Работая в таком тесном сотрудничестве, мы трое сдружились. Поскольку наша программа выполнялась на верхнем уровне многопользовательской операционной системы TOPS-10, мы могли работать одновременно. Мы устраивали соревнования: кто напишет подпрограмму с меньшим числом команд; разбредались с блокнотами в разные углы и начинали строчить. Потом кто-нибудь подавал голос:
– Я могу за девять.
Другой откликался:
– А у меня – пять!
Когда Монте разложил на полу распечатку своей подпрограммы плавающей запятой, Билл растянулся рядом с длиннющей бумажной гармошкой, выискивая, где еще можно сократить. Мы знали, что каждый сэкономленный байт освободит дополнительное место для приложений пользователя.
(Теперь мы живем в ином мире, где шестнадцать гигабайт памяти – в четыре миллиона раз больше, чем было у нас на «Альтаире» для Бейсика, – упакованы в iPhone. Изящный, короткий код можно считать утерянным искусством. Люди еще пытаются делать программы эффективными, но никто уже не экономит байты – и даже мегабайты.)
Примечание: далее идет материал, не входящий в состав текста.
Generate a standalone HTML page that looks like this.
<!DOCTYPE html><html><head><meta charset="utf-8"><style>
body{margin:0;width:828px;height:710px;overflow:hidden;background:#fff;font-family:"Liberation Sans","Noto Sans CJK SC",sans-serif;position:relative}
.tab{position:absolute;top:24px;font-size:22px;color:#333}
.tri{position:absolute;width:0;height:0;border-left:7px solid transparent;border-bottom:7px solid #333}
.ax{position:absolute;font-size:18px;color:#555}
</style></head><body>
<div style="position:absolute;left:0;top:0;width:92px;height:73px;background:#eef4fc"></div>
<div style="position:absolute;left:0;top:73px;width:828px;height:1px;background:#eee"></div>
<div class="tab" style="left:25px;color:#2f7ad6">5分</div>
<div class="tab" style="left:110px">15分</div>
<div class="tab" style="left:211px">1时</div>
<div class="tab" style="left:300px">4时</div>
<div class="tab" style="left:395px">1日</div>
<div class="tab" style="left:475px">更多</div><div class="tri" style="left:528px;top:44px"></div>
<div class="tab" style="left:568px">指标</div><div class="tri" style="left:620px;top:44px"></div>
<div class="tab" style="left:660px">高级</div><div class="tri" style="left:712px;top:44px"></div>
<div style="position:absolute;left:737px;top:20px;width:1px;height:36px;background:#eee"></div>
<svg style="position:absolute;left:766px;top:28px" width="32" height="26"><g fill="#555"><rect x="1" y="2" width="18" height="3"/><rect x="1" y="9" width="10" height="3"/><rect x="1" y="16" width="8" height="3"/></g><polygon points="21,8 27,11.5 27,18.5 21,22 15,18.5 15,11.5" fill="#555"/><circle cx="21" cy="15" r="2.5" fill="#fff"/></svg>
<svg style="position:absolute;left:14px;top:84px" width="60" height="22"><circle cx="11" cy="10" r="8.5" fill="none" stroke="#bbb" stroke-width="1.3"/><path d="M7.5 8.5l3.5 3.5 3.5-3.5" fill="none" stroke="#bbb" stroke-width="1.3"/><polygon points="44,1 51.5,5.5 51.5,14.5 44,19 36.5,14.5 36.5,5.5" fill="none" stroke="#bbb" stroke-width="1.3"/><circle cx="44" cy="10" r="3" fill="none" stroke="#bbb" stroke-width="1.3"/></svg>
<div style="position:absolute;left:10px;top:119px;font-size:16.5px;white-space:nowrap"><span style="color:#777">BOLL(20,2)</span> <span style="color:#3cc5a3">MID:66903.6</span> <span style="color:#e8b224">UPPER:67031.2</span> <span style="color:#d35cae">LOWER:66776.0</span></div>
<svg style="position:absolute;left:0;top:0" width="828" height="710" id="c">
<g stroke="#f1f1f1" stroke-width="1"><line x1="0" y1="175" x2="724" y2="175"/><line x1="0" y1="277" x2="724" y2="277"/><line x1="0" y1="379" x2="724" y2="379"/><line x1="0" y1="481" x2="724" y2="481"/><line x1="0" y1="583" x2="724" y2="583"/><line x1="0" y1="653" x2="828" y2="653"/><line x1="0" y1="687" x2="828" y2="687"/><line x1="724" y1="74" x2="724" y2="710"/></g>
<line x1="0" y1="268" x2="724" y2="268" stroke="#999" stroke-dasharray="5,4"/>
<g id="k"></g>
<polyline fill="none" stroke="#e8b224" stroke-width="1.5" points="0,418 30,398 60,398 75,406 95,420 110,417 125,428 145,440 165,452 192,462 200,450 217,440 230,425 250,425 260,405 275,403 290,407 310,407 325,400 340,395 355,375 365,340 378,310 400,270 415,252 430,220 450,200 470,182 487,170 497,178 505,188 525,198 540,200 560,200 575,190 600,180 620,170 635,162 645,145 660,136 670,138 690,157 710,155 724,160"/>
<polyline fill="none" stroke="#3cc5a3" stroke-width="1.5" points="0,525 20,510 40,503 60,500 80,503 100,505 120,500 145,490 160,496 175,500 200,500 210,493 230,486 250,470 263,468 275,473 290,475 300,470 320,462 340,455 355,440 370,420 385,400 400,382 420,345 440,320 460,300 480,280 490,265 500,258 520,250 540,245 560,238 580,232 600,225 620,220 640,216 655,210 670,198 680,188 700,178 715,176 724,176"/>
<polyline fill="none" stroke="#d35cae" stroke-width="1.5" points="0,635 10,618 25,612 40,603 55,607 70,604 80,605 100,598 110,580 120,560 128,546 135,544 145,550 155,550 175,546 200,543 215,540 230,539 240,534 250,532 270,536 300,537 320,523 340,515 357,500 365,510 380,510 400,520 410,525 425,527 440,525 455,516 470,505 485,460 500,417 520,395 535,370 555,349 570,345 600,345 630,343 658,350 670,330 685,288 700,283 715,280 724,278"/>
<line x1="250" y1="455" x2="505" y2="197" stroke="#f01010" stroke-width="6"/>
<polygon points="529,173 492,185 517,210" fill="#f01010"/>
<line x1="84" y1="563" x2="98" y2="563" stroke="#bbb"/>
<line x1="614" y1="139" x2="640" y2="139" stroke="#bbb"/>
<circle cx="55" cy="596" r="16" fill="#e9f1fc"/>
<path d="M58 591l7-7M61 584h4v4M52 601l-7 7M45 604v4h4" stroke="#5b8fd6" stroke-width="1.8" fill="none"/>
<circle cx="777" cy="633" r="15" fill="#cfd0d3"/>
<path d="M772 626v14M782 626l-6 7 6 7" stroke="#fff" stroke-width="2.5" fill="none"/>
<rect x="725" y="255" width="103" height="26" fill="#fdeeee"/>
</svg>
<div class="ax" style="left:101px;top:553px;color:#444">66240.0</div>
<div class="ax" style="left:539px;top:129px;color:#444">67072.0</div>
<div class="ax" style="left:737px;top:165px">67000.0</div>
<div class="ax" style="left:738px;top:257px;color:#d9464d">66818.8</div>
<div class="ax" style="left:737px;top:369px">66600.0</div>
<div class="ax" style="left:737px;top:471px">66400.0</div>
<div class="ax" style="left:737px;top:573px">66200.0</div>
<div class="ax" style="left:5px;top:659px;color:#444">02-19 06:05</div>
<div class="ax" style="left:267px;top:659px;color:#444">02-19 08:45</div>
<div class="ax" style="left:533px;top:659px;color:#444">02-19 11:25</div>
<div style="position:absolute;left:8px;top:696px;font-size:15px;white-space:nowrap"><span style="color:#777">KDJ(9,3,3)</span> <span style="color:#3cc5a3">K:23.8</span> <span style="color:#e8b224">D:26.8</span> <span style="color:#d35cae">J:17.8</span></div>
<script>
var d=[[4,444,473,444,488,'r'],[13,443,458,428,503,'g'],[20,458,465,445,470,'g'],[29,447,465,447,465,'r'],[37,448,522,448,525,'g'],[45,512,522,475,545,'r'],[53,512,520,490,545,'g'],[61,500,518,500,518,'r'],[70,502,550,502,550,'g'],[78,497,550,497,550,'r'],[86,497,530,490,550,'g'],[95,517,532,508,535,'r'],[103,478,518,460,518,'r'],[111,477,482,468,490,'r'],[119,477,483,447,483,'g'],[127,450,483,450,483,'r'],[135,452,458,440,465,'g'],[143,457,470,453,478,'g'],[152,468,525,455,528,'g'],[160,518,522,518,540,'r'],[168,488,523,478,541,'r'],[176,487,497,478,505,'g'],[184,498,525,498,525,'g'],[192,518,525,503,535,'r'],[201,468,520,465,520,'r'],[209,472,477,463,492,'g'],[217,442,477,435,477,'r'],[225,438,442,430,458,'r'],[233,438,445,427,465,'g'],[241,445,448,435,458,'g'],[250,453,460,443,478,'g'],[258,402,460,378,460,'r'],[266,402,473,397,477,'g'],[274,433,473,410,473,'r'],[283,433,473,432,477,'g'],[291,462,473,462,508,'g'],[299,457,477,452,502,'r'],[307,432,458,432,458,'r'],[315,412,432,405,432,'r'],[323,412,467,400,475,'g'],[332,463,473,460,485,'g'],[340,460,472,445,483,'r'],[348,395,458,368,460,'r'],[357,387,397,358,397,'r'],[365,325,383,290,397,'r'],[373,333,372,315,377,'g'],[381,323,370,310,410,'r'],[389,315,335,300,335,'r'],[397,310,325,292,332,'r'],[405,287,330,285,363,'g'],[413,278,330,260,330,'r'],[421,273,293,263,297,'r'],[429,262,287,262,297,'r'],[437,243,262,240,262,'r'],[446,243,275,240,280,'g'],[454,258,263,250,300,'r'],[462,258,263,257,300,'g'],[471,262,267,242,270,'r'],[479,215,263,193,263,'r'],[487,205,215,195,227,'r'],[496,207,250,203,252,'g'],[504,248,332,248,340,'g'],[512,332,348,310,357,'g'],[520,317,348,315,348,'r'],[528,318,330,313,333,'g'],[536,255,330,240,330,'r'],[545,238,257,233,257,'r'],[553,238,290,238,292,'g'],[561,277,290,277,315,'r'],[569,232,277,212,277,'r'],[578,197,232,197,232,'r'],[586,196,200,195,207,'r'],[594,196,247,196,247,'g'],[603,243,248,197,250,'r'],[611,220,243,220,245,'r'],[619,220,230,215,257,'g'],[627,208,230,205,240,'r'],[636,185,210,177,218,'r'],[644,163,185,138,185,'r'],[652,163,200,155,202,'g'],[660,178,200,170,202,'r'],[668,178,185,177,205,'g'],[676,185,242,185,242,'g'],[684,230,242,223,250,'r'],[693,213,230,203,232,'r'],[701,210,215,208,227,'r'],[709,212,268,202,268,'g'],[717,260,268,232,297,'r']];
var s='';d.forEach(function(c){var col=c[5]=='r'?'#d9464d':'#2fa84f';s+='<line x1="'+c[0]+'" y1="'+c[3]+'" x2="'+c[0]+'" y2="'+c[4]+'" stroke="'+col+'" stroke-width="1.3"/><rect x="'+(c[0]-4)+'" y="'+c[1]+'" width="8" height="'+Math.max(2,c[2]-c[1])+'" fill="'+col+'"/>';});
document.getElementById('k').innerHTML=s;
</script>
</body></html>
Несколько лет назад, когда мы с Монте вспоминали те дни, он сравнил программирование с писательским ремеслом – мне это показалось хорошей аналогией нашего подхода к Бейсику для «Альтаира». Сначала мы определили сюжет – концептуальный этап программирования. Затем мы взяли большую проблему и разделили ее на составные части – «главы», сотни подпрограмм и связанные с ними структуры данных, а потом снова соединили их вместе. Если строчка не работала, мы переписывали черновик. Главная проблема – удерживать целую картину, пока сражаешься с деталями маленькой подпрограммы, и постоянно сопоставлять одно с другим. Это была, пожалуй, самая сложная и захватывающая задача из всех, с какими я сталкивался.
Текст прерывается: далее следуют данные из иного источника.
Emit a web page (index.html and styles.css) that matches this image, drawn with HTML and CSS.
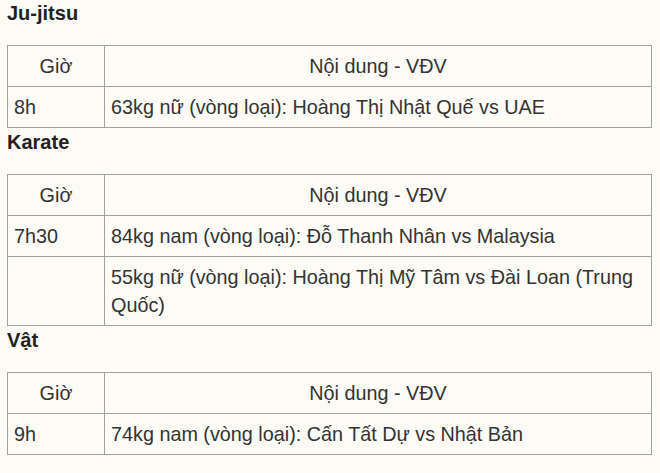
FILE: index.html
```html
<!DOCTYPE html>
<html lang="vi">
<head>
<meta charset="utf-8">
<link rel="stylesheet" href="styles.css">
</head>
<body>
<div class="page">
  <p class="sport">Ju-jitsu</p>
  <table class="sched">
    <tr><td class="c1 hd">Giờ</td><td class="c2 hd">Nội dung - VĐV</td></tr>
    <tr><td class="c1">8h</td><td class="c2">63kg nữ (vòng loại): Hoàng Thị Nhật Quế vs UAE</td></tr>
  </table>
  <p class="sport">Karate</p>
  <table class="sched">
    <tr><td class="c1 hd">Giờ</td><td class="c2 hd">Nội dung - VĐV</td></tr>
    <tr><td class="c1">7h30</td><td class="c2">84kg nam (vòng loại): Đỗ Thanh Nhân vs Malaysia</td></tr>
    <tr><td class="c1"></td><td class="c2">55kg nữ (vòng loại): Hoàng Thị Mỹ Tâm vs Đài Loan (Trung Quốc)</td></tr>
  </table>
  <p class="sport">Vật</p>
  <table class="sched">
    <tr><td class="c1 hd">Giờ</td><td class="c2 hd">Nội dung - VĐV</td></tr>
    <tr><td class="c1">9h</td><td class="c2">74kg nam (vòng loại): Cấn Tất Dự vs Nhật Bản</td></tr>
  </table>
</div>
</body>
</html>
```
FILE: styles.css
```css
html, body {
  margin: 0;
  padding: 0;
  background: #fcfbf6;
}
body {
  font-family: "Liberation Sans", Arial, sans-serif;
  color: #333;
  font-size: 19.8px;
}
.page {
  padding: 0 8px 0 7px;
}
.sport {
  font-weight: bold;
  font-size: 20px;
  line-height: 26px;
  margin: 1px 0 19px;
  color: #222;
}
.sport:first-child {
  margin-top: 0;
}
.sched {
  width: 100%;
  border-collapse: collapse;
  table-layout: fixed;
}
.sched td {
  border: 1px solid #a0a0a0;
  padding: 6px 6px;
  line-height: 28px;
  vertical-align: top;
}
.sched .c1 {
  width: 84px;
}
.sched .hd {
  text-align: center;
}
```
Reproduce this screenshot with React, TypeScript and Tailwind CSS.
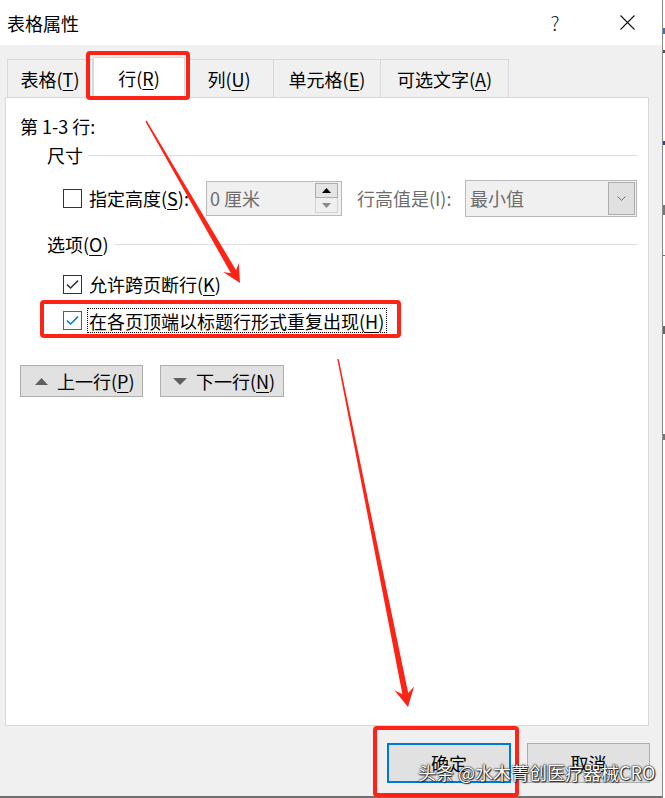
import React from 'react';

const RED = '#ff2216';

function arrowPoints(
  x1: number,
  y1: number,
  x2: number,
  y2: number,
  w0: number,
  w1: number,
  hl: number,
  hw: number
) {
  const dx = x2 - x1;
  const dy = y2 - y1;
  const len = Math.hypot(dx, dy);
  const ux = dx / len;
  const uy = dy / len;
  const nx = -uy;
  const ny = ux;
  const bx = x2 - ux * hl;
  const by = y2 - uy * hl;
  const kx = x2 - ux * hl * 0.72;
  const ky = y2 - uy * hl * 0.72;
  const pts = [
    [x1 + (nx * w0) / 2, y1 + (ny * w0) / 2],
    [kx + (nx * w1) / 2, ky + (ny * w1) / 2],
    [bx + nx * hw, by + ny * hw],
    [x2, y2],
    [bx - nx * hw, by - ny * hw],
    [kx - (nx * w1) / 2, ky - (ny * w1) / 2],
    [x1 - (nx * w0) / 2, y1 - (ny * w0) / 2],
  ];
  return pts.map((p) => p[0].toFixed(1) + ',' + p[1].toFixed(1)).join(' ');
}

function Key({ k }: { k: string }) {
  return <span className="underline underline-offset-[3px] decoration-1">{k}</span>;
}

function CheckBox({ checked, focus }: { checked?: boolean; focus?: boolean }) {
  const c = focus ? '#0078d7' : '#333333';
  return (
    <span
      className={`w-[19px] h-[19px] shrink-0 bg-white border flex items-center justify-center ${
        focus ? 'border-[#0078d7]' : 'border-[#333333]'
      }`}
    >
      {checked && (
        <svg width="17" height="17" viewBox="0 0 17 17">
          <path d="M3 8.6 L6.6 12 L14 4.6" fill="none" stroke={c} strokeWidth="1.5" />
        </svg>
      )}
    </span>
  );
}

function SectionHead({ children, lineGap }: { children: React.ReactNode; lineGap: string }) {
  return (
    <div className="flex items-center h-[24px] pl-[41px] pr-[11px]">
      <span className="leading-[24px]">{children}</span>
      <span className={`flex-1 h-px bg-[#dcdcdc] ${lineGap}`} />
    </div>
  );
}

export default function App() {
  const tabs = [
    { label: '表格', key: 'T', w: 'w-[86px]' },
    { label: '行', key: 'R', w: 'w-[92px]', active: true },
    { label: '列', key: 'U', w: 'w-[89px]' },
    { label: '单元格', key: 'E', w: 'w-[107px]' },
    { label: '可选文字', key: 'A', w: 'w-[128px]' },
  ];

  return (
    <div
      className="relative w-[665px] h-[798px] overflow-hidden flex text-[18px] text-black"
      style={{ fontFamily: '"Noto Sans CJK SC", "Noto Sans", sans-serif' }}
    >
      {/* dialog */}
      <div className="w-[662px] h-[798px] bg-[#f0f0f0] flex flex-col border-b-2 border-[#707070]">
        {/* title bar */}
        <div className="h-[45px] bg-white flex items-center shrink-0">
          <span className="pl-[7px] leading-[24px]">表格属性</span>
          <span className="flex-1" />
          <span className="w-[20px] text-center text-[20px] font-light text-[#222] leading-[24px]">?</span>
          <svg className="ml-[55px] mr-[27px]" width="15" height="15" viewBox="0 0 15 15">
            <path d="M0.5 0.5 L14.5 14.5 M14.5 0.5 L0.5 14.5" stroke="#111" strokeWidth="1.1" />
          </svg>
        </div>

        {/* tabs */}
        <div className="h-[52px] shrink-0 flex items-end pl-[7px]">
          {tabs.map((t, i) =>
            t.active ? (
              <div
                key={i}
                className={`${t.w} h-[41px] -mb-px relative z-10 bg-white border-t border-x border-[#d9d9d9] flex items-center justify-center leading-[24px]`}
              >
                {t.label}(<Key k={t.key} />)
              </div>
            ) : (
              <div
                key={i}
                className={`${t.w} h-[38px] border-t border-[#d9d9d9] ${
                  i === 0 ? 'border-l' : ''
                } border-r flex items-center justify-center leading-[24px]`}
              >
                {t.label}(<Key k={t.key} />)
              </div>
            )
          )}
        </div>

        {/* panel */}
        <div className="ml-[5px] w-[644px] h-[629px] shrink-0 bg-white border border-[#d9d9d9] flex flex-col">
          <div className="mt-[16px] pl-[14px] leading-[24px]">第 1-3 行:</div>

          <div className="mt-[5px]">
            <SectionHead lineGap="ml-[5px]">尺寸</SectionHead>
          </div>

          <div className="mt-[13px] h-[36px] pl-[57px] flex items-center">
            <div className="w-[143px] flex items-center">
              <CheckBox />
              <span className="ml-[7px] leading-[24px]">
                指定高度(<Key k="S" />):
              </span>
            </div>
            <div className="w-[136px] h-[35px] bg-[#f0f0f0] border border-[#b9b9b9] flex items-center justify-between pl-[3px] pr-[3px]">
              <span className="text-[#6d6d6d] leading-[24px]">0 厘米</span>
              <div className="flex flex-col w-[23px] h-[30px]">
                <div className="h-[15px] bg-[#e5e5e5] border border-[#adadad] flex items-center justify-center">
                  <svg width="9" height="5" viewBox="0 0 9 5">
                    <path d="M0 5 L4.5 0 L9 5 Z" fill="#000" />
                  </svg>
                </div>
                <div className="h-[15px] bg-[#efefef] border-x border-b border-[#d4d4d4] flex items-center justify-center">
                  <svg width="9" height="5" viewBox="0 0 9 5">
                    <path d="M0 0 L9 0 L4.5 5 Z" fill="#8a8a8a" />
                  </svg>
                </div>
              </div>
            </div>
            <div className="w-[123px] pl-[15px] text-[#6d6d6d] leading-[24px]">行高值是(I):</div>
            <div className="w-[172px] h-[37px] bg-[#f0f0f0] border border-[#b9b9b9] flex items-center pl-[4px] pr-px">
              <span className="flex-1 text-[#6d6d6d] leading-[24px]">最小值</span>
              <div className="w-[27px] h-[33px] bg-[#e0e0e0] border border-[#adadad] flex items-center justify-center">
                <svg width="9" height="5" viewBox="0 0 9 5">
                  <path d="M0.5 0.5 L4.5 4.3 L8.5 0.5" fill="none" stroke="#707070" strokeWidth="1" />
                </svg>
              </div>
            </div>
          </div>

          <div className="mt-[16px]">
            <SectionHead lineGap="ml-[6px]">
              选项(<Key k="O" />)
            </SectionHead>
          </div>

          <div className="mt-[16px] h-[24px] pl-[57px] flex items-center">
            <CheckBox checked />
            <span className="ml-[7px] leading-[24px]">
              允许跨页断行(<Key k="K" />)
            </span>
          </div>

          <div className="mt-[12px] h-[25px] pl-[57px] flex items-center">
            <CheckBox checked focus />
            <span className="ml-[5px] h-[25px] border border-dotted border-black pl-px pr-[2px] flex items-center leading-[24px]">
              在各页顶端以标题行形式重复出现(<Key k="H" />)
            </span>
          </div>

          <div className="mt-[32px] pl-[14px] flex gap-[17px]">
            <button className="w-[123px] h-[32px] bg-[#e1e1e1] border border-[#adadad] flex items-center pl-[14px]">
              <svg width="13" height="7" viewBox="0 0 13 7">
                <path d="M0 7 L6.5 0 L13 7 Z" fill="#606060" />
              </svg>
              <span className="ml-[9px] leading-[24px]">
                上一行(<Key k="P" />)
              </span>
            </button>
            <button className="w-[124px] h-[32px] bg-[#e1e1e1] border border-[#adadad] flex items-center pl-[12px]">
              <svg width="14" height="7" viewBox="0 0 14 7">
                <path d="M0 0 L14 0 L7 7 Z" fill="#606060" />
              </svg>
              <span className="ml-[9px] leading-[24px]">
                下一行(<Key k="N" />)
              </span>
            </button>
          </div>
        </div>

        {/* footer */}
        <div className="flex-1 flex justify-end items-start pt-[17px] pr-[12px] gap-[16px]">
          <button className="w-[124px] h-[40px] bg-[#e1e1e1] border-2 border-[#0078d7] flex items-center justify-center leading-[24px]">
            确定
          </button>
          <button className="w-[123px] h-[40px] bg-[#e1e1e1] border border-[#adadad] flex items-center justify-center leading-[24px]">
            取消
          </button>
        </div>
      </div>

      {/* background document strip */}
      <div className="flex-1 bg-white border-l border-[#8a8a8a] flex flex-col">
        <span className="mt-[28px] h-[6px] bg-[#4a6fa5]" />
        <span className="mt-[16px] h-[3px] bg-[#555]" />
        <span className="mt-[88px] h-[4px] bg-[#2b4a7a]" />
        <span className="mt-[60px] h-[10px] bg-[#777]" />
        <span className="mt-[40px] h-px bg-[#e04040]" />
        <span className="mt-[70px] h-[8px] bg-[#666]" />
        <span className="mt-[100px] h-[6px] bg-[#777]" />
      </div>

      {/* annotations */}
      <div className={`absolute left-[86px] top-[51px] w-[104px] h-[49px] border-4 border-[#ff2216] rounded-[4px] z-20`} />
      <div className="absolute left-[40px] top-[300px] w-[361px] h-[38px] border-4 border-[#ff2216] rounded-[4px] z-20" />
      <div className="absolute left-[373px] top-[726px] w-[146px] h-[71px] border-4 border-[#ff2216] rounded-[4px] z-20" />

      <svg className="absolute left-0 top-0 z-20 pointer-events-none" width="665" height="798" viewBox="0 0 665 798">
        <polygon points={arrowPoints(146, 121, 240, 283, 1.5, 6, 18, 9)} fill={RED} />
        <polygon points={arrowPoints(338, 359, 408, 707, 1.5, 6, 19, 10)} fill={RED} />
      </svg>

      <div className="absolute left-[418px] top-[760px] z-30 text-white leading-[24px] whitespace-nowrap [text-shadow:0_0_2px_#000,0_0_1px_#000,1px_1px_1px_#333]">
        头条 @水木菁创医疗器械CRO
      </div>
    </div>
  );
}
По мере продвижения вперед наша уверенность росла. Однажды мы позвонили в MITS узнать программы установления связи для телетайпа, чтобы написать коды ввода-вывода для «Альтаира». Мы поняли, что мы на верном пути, когда Билл Йейтс, партнер Эда Робертса и ведущий инженер, сказал, что до нас никто не задавал им этот вопрос. Тут мы поняли, что работа наша.